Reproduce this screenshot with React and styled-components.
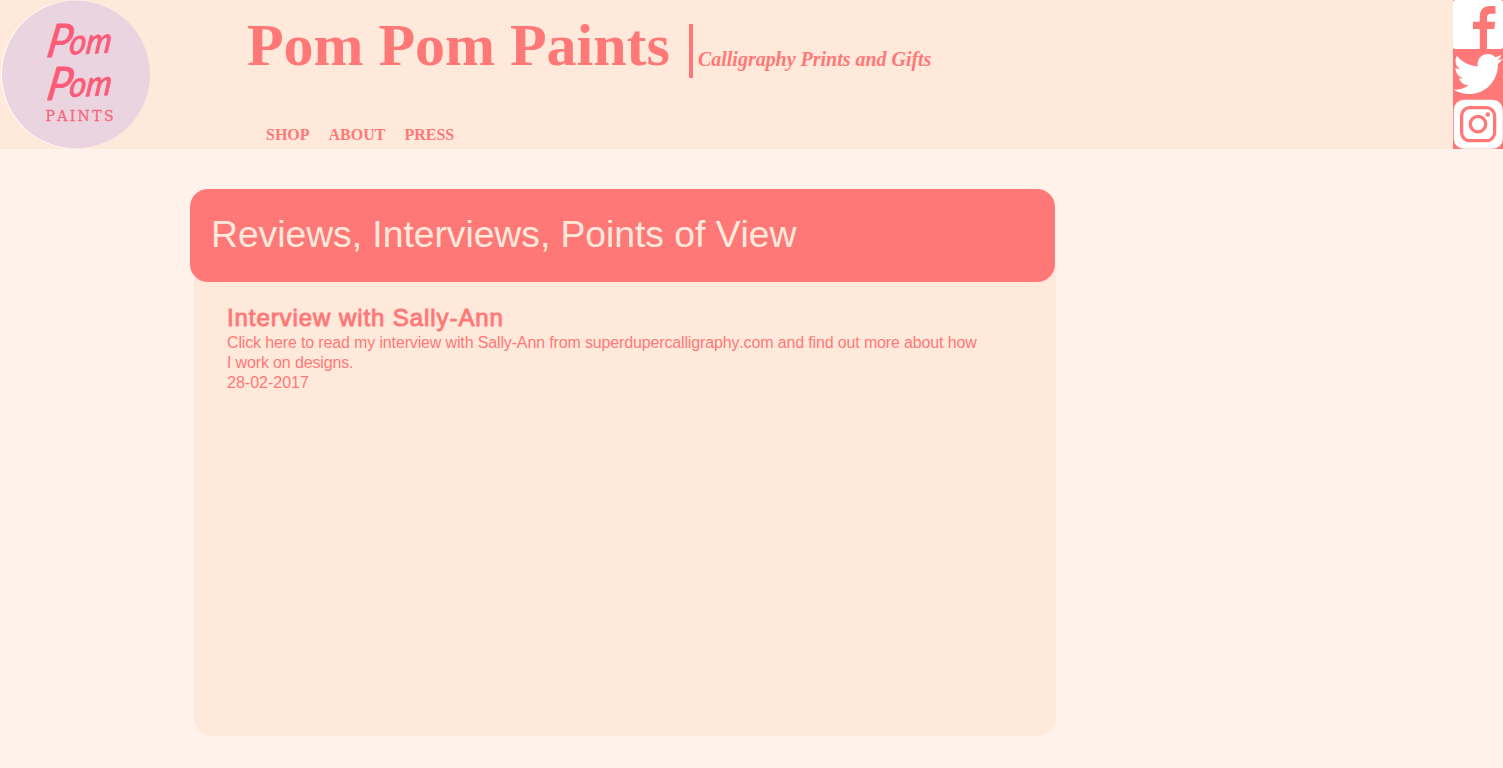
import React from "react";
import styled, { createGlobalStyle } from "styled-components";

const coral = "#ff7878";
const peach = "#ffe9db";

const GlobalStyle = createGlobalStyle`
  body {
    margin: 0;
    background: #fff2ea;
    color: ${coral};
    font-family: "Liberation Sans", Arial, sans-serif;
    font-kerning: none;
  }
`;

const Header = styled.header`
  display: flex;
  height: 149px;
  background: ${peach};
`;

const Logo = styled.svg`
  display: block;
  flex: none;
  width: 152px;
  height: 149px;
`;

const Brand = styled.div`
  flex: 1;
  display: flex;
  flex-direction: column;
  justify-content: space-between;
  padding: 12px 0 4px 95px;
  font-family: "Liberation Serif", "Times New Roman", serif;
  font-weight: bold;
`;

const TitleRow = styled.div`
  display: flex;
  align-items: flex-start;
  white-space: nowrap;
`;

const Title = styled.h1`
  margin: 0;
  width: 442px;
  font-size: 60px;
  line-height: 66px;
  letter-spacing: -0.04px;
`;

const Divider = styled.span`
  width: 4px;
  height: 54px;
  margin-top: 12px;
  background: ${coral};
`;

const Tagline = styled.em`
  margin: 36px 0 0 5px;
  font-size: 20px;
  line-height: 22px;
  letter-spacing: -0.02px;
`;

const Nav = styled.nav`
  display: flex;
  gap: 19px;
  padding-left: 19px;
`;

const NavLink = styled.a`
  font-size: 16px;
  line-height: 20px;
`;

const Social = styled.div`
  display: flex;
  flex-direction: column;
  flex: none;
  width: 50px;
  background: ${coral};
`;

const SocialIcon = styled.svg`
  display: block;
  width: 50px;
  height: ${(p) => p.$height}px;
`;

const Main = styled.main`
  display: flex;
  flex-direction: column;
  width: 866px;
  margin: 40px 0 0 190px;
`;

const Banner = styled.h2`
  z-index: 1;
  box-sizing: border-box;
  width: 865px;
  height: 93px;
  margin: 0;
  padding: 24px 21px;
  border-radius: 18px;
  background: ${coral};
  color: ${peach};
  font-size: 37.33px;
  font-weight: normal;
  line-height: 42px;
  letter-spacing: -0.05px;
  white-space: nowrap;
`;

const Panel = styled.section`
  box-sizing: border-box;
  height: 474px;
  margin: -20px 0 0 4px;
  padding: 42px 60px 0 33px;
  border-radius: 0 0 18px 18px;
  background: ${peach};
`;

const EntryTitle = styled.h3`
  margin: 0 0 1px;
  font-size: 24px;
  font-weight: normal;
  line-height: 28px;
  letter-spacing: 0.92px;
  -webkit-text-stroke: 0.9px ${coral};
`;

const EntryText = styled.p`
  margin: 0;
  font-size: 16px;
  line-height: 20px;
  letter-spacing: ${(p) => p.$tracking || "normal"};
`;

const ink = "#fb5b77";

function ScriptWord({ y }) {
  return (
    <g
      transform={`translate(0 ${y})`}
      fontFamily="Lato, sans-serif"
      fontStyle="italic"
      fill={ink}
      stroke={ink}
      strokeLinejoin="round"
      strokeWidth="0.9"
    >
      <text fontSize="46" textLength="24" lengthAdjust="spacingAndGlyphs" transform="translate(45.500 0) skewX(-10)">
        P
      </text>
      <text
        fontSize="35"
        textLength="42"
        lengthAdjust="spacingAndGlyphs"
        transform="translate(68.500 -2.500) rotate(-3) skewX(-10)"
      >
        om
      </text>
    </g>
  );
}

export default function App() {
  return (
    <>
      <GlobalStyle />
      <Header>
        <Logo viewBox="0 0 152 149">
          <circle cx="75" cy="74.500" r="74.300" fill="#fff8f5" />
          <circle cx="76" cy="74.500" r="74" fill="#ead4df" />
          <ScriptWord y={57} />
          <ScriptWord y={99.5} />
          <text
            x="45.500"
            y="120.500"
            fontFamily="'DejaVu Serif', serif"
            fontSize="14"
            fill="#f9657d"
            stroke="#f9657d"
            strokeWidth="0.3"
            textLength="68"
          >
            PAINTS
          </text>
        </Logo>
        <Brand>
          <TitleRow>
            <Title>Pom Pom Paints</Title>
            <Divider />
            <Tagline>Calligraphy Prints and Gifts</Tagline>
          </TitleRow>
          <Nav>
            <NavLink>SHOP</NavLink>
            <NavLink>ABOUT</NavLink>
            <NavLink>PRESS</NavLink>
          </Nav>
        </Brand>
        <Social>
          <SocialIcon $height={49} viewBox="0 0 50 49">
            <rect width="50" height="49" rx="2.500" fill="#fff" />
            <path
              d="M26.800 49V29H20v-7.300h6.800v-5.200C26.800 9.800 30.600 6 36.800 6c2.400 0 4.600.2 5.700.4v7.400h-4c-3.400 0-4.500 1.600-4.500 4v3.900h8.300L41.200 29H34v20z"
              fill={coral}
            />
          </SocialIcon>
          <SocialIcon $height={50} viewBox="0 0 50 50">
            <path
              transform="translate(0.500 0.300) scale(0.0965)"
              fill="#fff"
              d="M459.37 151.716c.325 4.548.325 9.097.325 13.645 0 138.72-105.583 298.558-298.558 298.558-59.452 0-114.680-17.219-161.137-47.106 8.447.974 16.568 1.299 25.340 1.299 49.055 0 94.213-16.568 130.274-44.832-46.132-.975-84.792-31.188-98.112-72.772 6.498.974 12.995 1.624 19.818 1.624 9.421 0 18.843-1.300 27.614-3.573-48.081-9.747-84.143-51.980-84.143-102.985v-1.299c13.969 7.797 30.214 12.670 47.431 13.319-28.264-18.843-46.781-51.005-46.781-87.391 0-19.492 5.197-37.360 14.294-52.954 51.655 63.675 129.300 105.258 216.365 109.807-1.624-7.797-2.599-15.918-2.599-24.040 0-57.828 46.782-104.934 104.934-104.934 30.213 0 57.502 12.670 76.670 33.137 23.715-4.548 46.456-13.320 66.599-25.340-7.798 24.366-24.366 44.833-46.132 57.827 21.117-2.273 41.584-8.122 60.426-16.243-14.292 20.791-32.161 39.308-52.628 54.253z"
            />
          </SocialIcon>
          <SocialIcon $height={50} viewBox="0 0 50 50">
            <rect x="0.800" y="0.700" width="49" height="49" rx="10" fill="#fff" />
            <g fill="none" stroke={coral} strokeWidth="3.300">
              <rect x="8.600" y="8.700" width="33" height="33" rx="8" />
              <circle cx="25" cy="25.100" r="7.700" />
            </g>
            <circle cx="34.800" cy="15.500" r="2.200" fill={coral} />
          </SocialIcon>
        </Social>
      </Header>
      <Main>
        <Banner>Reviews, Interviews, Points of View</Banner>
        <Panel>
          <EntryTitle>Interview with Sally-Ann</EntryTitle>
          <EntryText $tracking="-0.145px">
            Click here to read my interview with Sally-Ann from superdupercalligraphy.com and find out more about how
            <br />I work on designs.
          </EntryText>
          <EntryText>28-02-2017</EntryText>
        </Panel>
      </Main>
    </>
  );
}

■ ■ ■

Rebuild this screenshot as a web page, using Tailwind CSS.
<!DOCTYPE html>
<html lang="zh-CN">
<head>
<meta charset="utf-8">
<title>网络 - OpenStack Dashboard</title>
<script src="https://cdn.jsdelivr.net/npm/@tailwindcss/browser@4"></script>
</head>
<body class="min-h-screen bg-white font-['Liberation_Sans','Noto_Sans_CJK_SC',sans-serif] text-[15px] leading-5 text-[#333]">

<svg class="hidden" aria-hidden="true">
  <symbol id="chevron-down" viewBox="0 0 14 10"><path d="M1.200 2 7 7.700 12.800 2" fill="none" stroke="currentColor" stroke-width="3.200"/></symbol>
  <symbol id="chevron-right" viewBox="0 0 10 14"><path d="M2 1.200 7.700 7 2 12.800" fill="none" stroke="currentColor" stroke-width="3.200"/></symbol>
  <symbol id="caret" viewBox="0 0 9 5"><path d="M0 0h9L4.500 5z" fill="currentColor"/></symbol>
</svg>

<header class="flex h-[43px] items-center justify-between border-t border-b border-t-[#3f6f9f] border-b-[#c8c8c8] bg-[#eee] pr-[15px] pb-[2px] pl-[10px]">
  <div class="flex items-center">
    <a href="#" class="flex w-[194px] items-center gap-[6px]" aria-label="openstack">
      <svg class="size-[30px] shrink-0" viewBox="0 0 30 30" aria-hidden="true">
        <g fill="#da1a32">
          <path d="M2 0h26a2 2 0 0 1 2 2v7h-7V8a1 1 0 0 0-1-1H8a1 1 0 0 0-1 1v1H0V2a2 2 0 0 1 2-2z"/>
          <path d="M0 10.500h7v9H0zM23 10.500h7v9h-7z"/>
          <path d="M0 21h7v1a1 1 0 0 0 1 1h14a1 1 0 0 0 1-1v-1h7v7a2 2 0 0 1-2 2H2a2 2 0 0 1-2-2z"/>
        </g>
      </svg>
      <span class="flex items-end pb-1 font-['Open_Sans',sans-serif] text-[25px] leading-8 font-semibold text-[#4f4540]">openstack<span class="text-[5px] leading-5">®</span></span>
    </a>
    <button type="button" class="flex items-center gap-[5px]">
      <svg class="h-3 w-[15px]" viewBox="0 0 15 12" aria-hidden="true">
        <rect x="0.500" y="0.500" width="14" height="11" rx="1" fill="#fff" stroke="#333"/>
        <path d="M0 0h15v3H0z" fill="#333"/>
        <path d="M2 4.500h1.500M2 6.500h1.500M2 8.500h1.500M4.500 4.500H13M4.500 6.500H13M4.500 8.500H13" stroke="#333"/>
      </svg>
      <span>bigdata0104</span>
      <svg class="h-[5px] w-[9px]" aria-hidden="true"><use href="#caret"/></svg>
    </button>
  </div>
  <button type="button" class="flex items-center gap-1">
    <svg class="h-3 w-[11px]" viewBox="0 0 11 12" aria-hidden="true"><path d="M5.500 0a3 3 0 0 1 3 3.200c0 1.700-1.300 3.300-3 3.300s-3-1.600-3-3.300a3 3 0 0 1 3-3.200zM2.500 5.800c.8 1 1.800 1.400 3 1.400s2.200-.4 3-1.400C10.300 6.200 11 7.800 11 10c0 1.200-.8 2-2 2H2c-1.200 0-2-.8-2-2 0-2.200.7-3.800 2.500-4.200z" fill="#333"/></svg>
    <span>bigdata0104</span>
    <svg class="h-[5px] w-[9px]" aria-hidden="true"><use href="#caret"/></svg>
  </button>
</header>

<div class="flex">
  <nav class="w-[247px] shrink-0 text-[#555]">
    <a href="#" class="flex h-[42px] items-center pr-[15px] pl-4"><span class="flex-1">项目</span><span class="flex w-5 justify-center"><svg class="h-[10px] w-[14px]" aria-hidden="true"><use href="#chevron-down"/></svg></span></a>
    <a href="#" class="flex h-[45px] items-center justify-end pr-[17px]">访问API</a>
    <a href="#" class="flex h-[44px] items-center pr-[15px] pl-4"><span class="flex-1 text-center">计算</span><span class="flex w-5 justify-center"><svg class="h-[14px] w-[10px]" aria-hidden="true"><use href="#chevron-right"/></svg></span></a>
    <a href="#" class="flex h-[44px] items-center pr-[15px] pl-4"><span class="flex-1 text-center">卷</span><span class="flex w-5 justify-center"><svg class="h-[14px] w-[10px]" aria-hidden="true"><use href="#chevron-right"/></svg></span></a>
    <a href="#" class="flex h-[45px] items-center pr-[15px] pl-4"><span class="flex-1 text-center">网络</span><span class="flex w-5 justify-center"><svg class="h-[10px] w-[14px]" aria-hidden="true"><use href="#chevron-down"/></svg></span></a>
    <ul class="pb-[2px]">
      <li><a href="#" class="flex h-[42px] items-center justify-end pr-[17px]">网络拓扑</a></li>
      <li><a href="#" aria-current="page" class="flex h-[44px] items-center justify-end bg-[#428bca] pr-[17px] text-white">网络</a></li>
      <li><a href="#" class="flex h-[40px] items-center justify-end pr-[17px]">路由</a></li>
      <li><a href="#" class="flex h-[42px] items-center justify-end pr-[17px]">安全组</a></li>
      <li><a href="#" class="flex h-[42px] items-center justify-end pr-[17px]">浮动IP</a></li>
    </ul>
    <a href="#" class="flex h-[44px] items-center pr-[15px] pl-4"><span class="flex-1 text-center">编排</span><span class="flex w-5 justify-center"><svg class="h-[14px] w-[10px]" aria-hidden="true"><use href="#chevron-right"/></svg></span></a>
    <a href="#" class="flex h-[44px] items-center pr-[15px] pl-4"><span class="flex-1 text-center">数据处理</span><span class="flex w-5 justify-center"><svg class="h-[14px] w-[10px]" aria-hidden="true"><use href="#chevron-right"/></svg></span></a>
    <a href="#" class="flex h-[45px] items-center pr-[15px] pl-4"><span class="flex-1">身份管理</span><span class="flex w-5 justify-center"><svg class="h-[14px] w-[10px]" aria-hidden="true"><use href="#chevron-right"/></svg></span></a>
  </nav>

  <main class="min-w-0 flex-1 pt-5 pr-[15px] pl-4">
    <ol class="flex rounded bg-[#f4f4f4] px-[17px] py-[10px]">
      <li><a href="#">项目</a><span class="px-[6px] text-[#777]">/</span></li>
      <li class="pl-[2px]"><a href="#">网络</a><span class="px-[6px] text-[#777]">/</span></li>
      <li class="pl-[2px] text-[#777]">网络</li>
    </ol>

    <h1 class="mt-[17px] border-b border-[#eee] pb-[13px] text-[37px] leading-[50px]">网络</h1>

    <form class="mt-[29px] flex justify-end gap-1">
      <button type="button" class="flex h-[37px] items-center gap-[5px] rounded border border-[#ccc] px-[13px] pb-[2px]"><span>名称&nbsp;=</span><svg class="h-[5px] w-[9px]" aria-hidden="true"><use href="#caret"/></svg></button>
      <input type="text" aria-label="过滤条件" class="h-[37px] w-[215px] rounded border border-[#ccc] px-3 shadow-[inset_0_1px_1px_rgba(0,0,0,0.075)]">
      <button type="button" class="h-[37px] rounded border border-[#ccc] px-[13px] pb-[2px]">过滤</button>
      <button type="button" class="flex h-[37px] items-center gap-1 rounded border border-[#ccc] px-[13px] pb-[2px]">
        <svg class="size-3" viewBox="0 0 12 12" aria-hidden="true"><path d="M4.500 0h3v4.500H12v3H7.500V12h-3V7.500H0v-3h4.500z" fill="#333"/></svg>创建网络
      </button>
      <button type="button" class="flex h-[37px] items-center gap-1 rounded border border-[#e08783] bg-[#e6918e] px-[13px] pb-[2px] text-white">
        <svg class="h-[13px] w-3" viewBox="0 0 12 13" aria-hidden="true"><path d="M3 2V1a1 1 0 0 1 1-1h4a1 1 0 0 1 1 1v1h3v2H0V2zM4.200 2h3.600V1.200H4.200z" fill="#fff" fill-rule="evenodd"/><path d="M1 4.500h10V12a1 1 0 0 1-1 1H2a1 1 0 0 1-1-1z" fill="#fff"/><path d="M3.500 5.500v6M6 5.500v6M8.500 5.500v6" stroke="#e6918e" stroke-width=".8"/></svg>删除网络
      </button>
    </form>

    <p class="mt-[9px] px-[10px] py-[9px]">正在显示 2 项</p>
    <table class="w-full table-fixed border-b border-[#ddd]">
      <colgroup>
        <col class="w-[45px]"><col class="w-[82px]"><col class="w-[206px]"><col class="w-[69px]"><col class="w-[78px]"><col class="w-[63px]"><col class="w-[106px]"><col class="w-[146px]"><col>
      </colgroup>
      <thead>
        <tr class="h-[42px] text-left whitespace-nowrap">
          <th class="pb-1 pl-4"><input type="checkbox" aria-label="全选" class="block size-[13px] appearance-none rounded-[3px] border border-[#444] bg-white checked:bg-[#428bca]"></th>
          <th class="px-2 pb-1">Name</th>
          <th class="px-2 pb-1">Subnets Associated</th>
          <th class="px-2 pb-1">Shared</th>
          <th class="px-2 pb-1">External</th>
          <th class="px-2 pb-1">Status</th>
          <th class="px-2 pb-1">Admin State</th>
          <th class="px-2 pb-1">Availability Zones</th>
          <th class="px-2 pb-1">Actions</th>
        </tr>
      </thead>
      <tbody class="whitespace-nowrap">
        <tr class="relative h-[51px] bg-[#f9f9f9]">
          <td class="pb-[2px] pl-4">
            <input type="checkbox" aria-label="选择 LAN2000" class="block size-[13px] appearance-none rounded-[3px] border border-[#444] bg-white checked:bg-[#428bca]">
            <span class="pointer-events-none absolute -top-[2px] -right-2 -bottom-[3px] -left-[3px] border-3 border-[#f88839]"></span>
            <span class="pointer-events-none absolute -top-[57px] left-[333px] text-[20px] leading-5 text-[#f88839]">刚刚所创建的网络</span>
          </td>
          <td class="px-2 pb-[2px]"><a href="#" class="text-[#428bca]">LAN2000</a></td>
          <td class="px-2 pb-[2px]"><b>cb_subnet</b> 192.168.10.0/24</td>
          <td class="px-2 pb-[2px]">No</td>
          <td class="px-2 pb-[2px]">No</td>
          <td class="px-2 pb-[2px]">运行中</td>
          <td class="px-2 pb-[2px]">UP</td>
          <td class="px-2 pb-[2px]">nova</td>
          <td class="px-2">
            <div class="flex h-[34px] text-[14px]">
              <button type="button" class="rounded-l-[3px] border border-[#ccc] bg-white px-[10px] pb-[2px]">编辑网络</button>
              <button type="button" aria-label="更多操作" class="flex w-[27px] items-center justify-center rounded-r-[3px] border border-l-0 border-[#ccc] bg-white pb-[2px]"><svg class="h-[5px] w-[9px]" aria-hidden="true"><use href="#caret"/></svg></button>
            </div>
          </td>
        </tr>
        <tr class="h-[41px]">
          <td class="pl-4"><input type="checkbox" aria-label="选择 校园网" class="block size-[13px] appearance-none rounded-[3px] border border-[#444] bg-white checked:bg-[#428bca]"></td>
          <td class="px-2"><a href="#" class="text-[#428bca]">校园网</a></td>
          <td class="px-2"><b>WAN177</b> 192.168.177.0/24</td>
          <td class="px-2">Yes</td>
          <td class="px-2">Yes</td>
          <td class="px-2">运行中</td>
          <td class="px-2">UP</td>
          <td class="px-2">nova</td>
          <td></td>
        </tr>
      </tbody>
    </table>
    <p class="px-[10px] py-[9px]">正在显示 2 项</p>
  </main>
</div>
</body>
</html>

■ ■ ■

**Exercise aim:** Return each line of the data that contains the string "with".

**Final answer:**
Reproduce this screenshot with React and styled-components.
          <EntryTitle>Interview with Sally-Ann</EntryTitle>
            Click here to read my interview with Sally-Ann from superdupercalligraphy.com and find out more about how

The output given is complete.